Plus de 11 millions de documents financiers, soit la plus grosse fuite d’informations confidentielles dans l’histoire du journalisme. Les révélations, dimanche soir, des « Panama Papers » sur les sociétés offshore et les personnalités y ayant recours, sont d’une ampleur inédite. Derrière elles, se trouve un acteur clef : le Consortium international des journalistes d’investigation (ICIJ). Car si les fichiers secrets ont d’abord été obtenus par le quotidien allemand Süddeutsche Zeitung – grâce à un lanceur d’alerte anonyme -, l’ICIJ est venu prêter main forte au journal, à sa demande.

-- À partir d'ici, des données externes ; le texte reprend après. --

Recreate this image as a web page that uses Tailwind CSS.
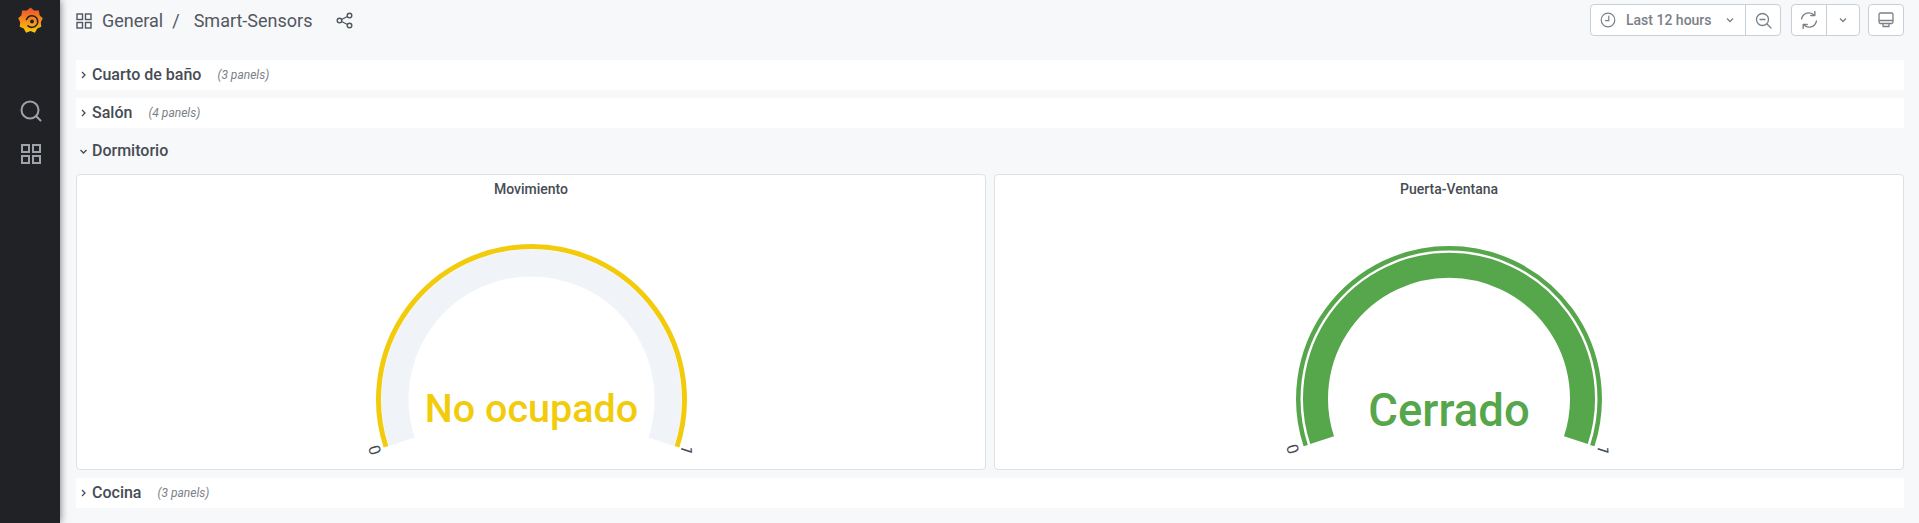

« Devant l’ampleur des données, le quotidien allemand a décidé de faire appel à l’ICIJ et ses partenaires habituels, afin de partager ses informations, au regard de la précieuse expérience acquise par le consortium en matière d’investigations financières transnationales », explique Le Monde, média français partenaire du consortium. Dès lors, ce titanesque travail d’enquête a été mené et partagé entre 109 rédactions dans 76 pays, dont celles, en France, du Monde et de « Cash Investigation », émission d’investigation diffusée sur France 2.

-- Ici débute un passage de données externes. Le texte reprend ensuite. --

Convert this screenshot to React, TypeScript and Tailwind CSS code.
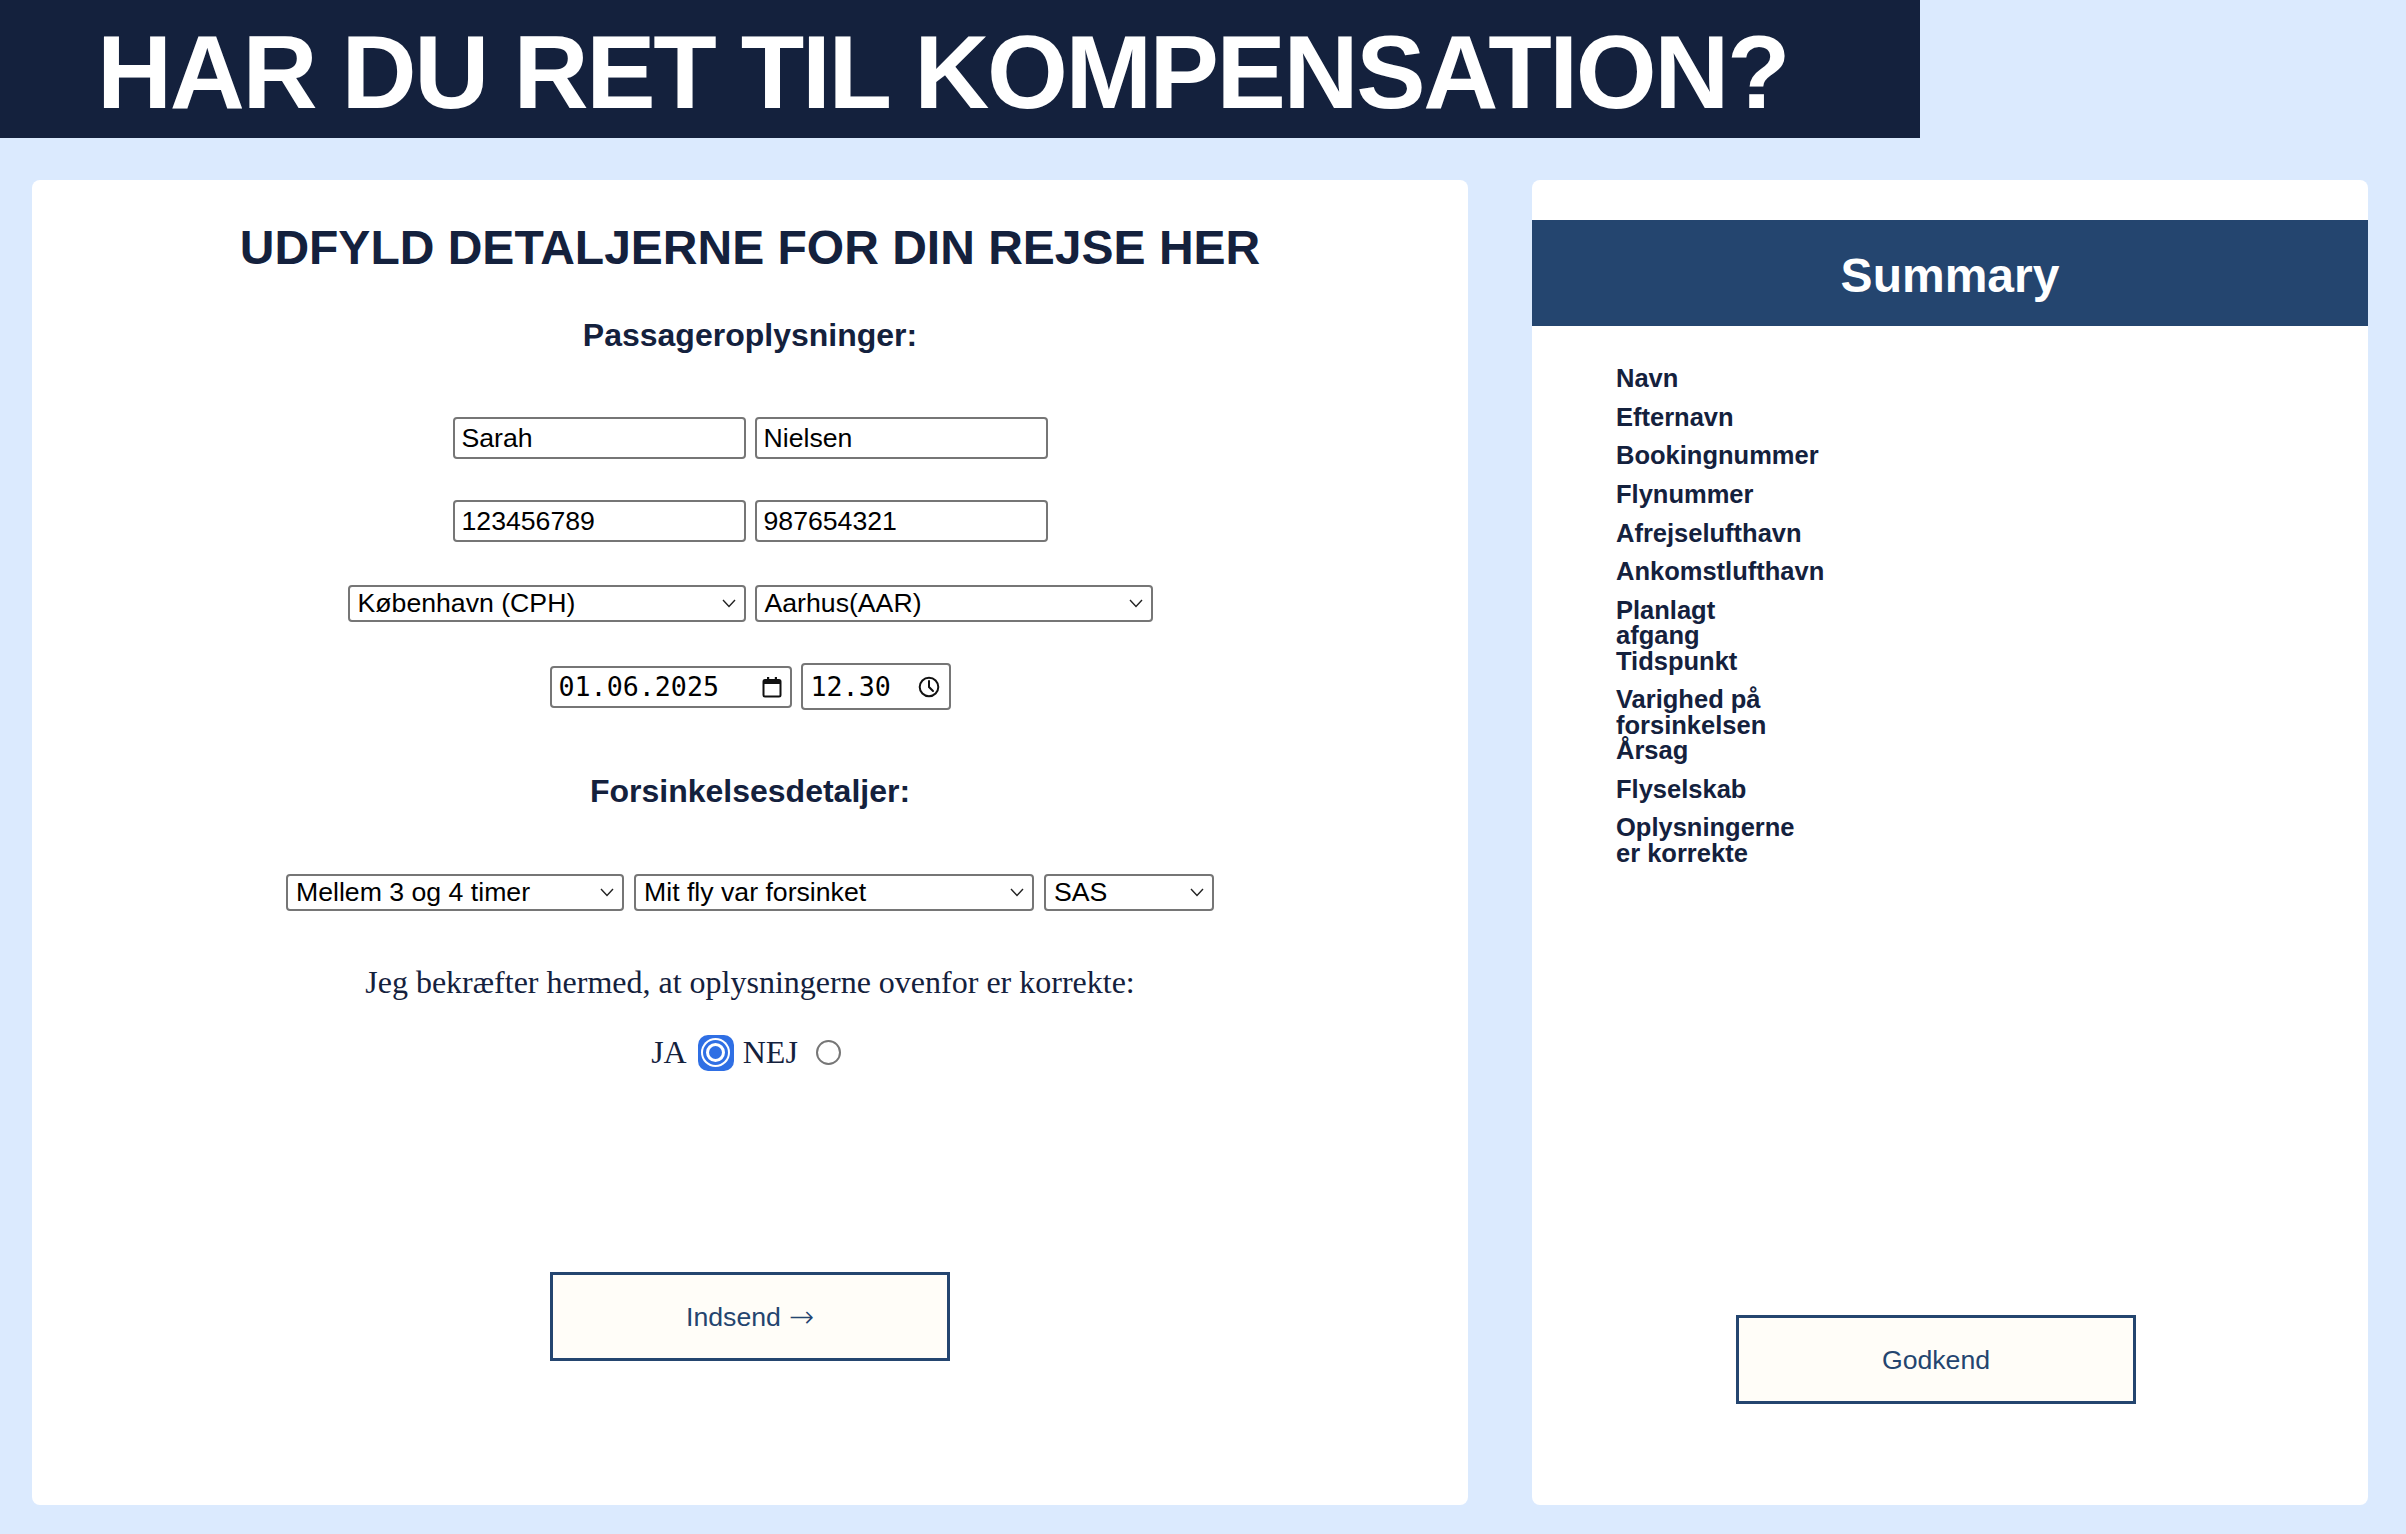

Durant un an, plus de 370 journalistes se sont ainsi réparti le travail d’exploitation de cette colossale base de données – plus de 2.600 gigaoctets – du cabinet d’avocats panaméen Mossack Fonseca, qui met à jour « les sociétés offshore de dirigeants politiques internationaux […] et les détails des transactions financières cachées des fraudeurs, des trafiquants de drogue, des milliardaires, des célébrités, des stars du sport et plus encore », indique l’ICIJ sur son site.
Créé en 1997, l’ICIJ est basé à Washington. Il est rattaché au Centre pour l’intégrité publique, fondé en 1989 à l’initiative du journaliste américain Charles Lewis pour « servir la démocratie en révélant des abus de pouvoir, la corruption et la trahison de la confiance du public par de puissantes institutions publiques et privées ». L’outil pour le faire ? Le journalisme d’investigation.

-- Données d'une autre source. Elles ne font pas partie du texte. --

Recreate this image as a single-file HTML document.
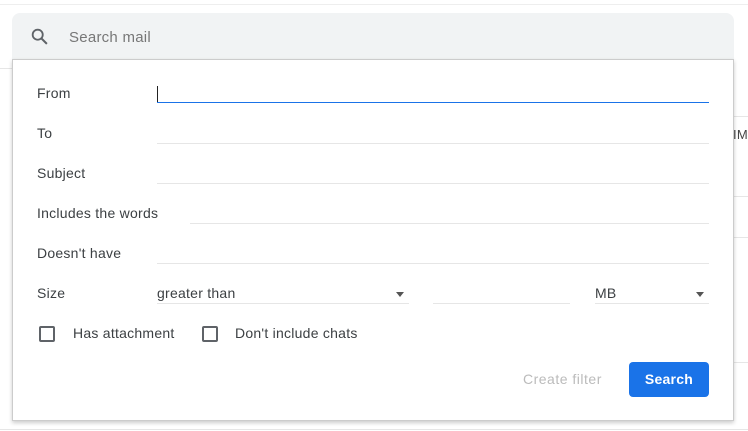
<!DOCTYPE html>
<html><head><style>
body{margin:0;width:748px;height:431px;background:#fff;position:relative;overflow:hidden;font-family:"Liberation Sans",Arial,sans-serif;font-size:14px;color:#222;letter-spacing:0.25px}
.a{position:absolute}
.lab{position:absolute;left:37px;color:#3c4043;font-size:14px}
.ln{position:absolute;height:1px;background:#e6e6e6}
.cb{position:absolute;width:12px;height:12px;border:2px solid #5f6368;border-radius:2px}
</style></head><body>
<div class="a" style="left:0;top:4px;width:748px;height:1px;background:#eee"></div>
<div class="a" style="left:0;top:68px;width:12px;height:1px;background:#e6e6e6"></div>
<div class="a" style="left:734px;top:116px;width:14px;height:1px;background:#e6e6e6"></div>
<div class="a" style="left:734px;top:196px;width:14px;height:1px;background:#e6e6e6"></div>
<div class="a" style="left:734px;top:237px;width:14px;height:1px;background:#e6e6e6"></div>
<div class="a" style="left:734px;top:362px;width:14px;height:1px;background:#e6e6e6"></div>
<div class="a" style="left:0;top:429px;width:748px;height:1px;background:#e6e6e6"></div>
<div class="a" style="left:733px;top:127px;font-size:13px;color:#444">IM</div>
<div class="a" style="left:12px;top:13px;width:722px;height:48px;background:#f1f3f4;border-radius:8px 8px 0 0"></div>
<svg class="a" style="left:29px;top:26px" width="22" height="22" viewBox="0 0 24 24"><circle cx="9.5" cy="9.5" r="5.5" fill="none" stroke="#5f6368" stroke-width="2"/><path d="M13.5 13.5L19.5 19.5" stroke="#5f6368" stroke-width="2.2"/></svg>
<div class="a" style="left:69px;top:29px;font-size:15px;color:#777">Search mail</div>
<div class="a" style="left:12px;top:59px;width:720px;height:360px;background:#fff;border:1px solid #ccc;box-shadow:0 2px 4px rgba(0,0,0,.2)"></div>
<div class="lab" style="top:85px">From</div>
<div class="a" style="left:157px;top:86px;width:1px;height:16px;background:#222"></div>
<div class="a" style="left:157px;top:102px;width:552px;height:1px;background:#1a73e8"></div>
<div class="lab" style="top:125px">To</div><div class="ln" style="left:157px;top:143px;width:552px"></div>
<div class="lab" style="top:165px">Subject</div><div class="ln" style="left:157px;top:183px;width:552px"></div>
<div class="lab" style="top:205px">Includes the words</div><div class="ln" style="left:190px;top:223px;width:519px"></div>
<div class="lab" style="top:245px">Doesn't have</div><div class="ln" style="left:157px;top:263px;width:552px"></div>
<div class="lab" style="top:285px">Size</div>
<div class="a" style="left:157px;top:285px;color:#3c4043">greater than</div>
<div class="a" style="left:396px;top:292px;border:4px solid transparent;border-top:5px solid #555"></div>
<div class="ln" style="left:157px;top:303px;width:252px"></div>
<div class="ln" style="left:433px;top:303px;width:137px"></div>
<div class="a" style="left:595px;top:285px;color:#3c4043">MB</div>
<div class="a" style="left:696px;top:292px;border:4px solid transparent;border-top:5px solid #555"></div>
<div class="ln" style="left:595px;top:303px;width:114px"></div>
<div class="cb" style="left:39px;top:326px"></div>
<div class="a" style="left:73px;top:325px;color:#3c4043">Has attachment</div>
<div class="cb" style="left:202px;top:326px"></div>
<div class="a" style="left:235px;top:325px;color:#3c4043">Don't include chats</div>
<div class="a" style="left:523px;top:371px;color:#bbb;letter-spacing:0.5px">Create filter</div>
<div class="a" style="left:629px;top:362px;width:80px;height:35px;background:#1a73e8;border-radius:4px;color:#fff;font-weight:bold;text-align:center;line-height:35px;font-size:14px">Search</div>
</body></html>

Organisation à but non lucratif, l’ICIJ se présente comme « la meilleure équipe au monde » de journalistes d’investigation. Sur son compte Twitter, le message est clair : « Fighting corruption with the world’s best cross-border » (Lutter contre la corruption grâce à la coopération transfrontalière ; ndlr). Elle regroupe plus de 190 journalistes à travers le monde, dans plus de 65 pays : des fact-checkeurs, des spécialistes du datajournalisme, des experts, etc. En France, cinq sont affiliés à cet organisme qui se donne pour but d’étendre et de défendre « le journalisme de chien de garde » : Fabrice Arfi et Karl Laske (Mediapart), Aurore Gorius (indépendante), Serge Michel (Le Monde) et Edouard Perrin (Premières Lignes, société de production de « Cash Investigation »).
Spécialisé dans le traitement de données et l’enquête, ce groupe international de journalistes se donne pour but de creuser toutes les problématiques ne s’arrêtant pas aux frontières comme « la criminalité transfrontalière, la corruption et la responsabilité du pouvoir ». Et ce, dans une période où les moyens économiques et humains manquent cruellement pour entreprendre des enquêtes de fond. « Nous sommes en train de perdre nos yeux et nos oreilles et précisément au moment où nous en avons le plus besoin », souligne l’ICIJ sur son site.
Pour ce faire, l’ICIJ met à disposition des rédactions partenaires, ses compétences techniques et des outils qui permettent à tous les enquêteurs du monde entier de collaborer sur un même dossier. Ainsi, l’ICIJ a déjà produit des enquêtes sur les multinationales du tabac, sur les cartels militaires privés ou le scandale de l’amiante. En 2013, l’ICIJ avait permis de dévoiler l’enquête « Offshore Leaks » sur les paradis fiscaux. Avant d’orchestrer plus tard, les révélations du scandale « Swiss Leaks« , en février 2015, sur le système international de fraude fiscale que la filiale helvète de la banque HSBC est soupçonnée d’avoir mis en place.
Pour financer ses travaux de journalisme d’investigation par-delà les frontières, « le plus cher et le plus risqué au monde », souligne l’organisation sur son site, l’ICIJ fait appel à des financements privés. En 2013, juste après les révélations de l’opération Offshore Leaks, Marina Walker Guevara, la numéro 2 de l’organisme, expliquait à Libération : « Il y a un mur pare-feu entre nos bienfaiteurs et notre travail. Ceux qui nous financent ne sont pas informés à l’avance des sujets sur lesquels nous enquêtons. Si jamais nous tombons sur leurs noms, nous continuerons bien sûr à enquêter ».
Si l’ICIJ reçoit les dons de fondations comme le Centre Pulitzer ou la Fondation Ford, il s’appuie aussi sur ceux des particuliers. D’ailleurs, si vous appréciez le travail de longue haleine mené par ce collectif, l’ICIJ vous propose de l’encourager directement grâce à un lien sur son site.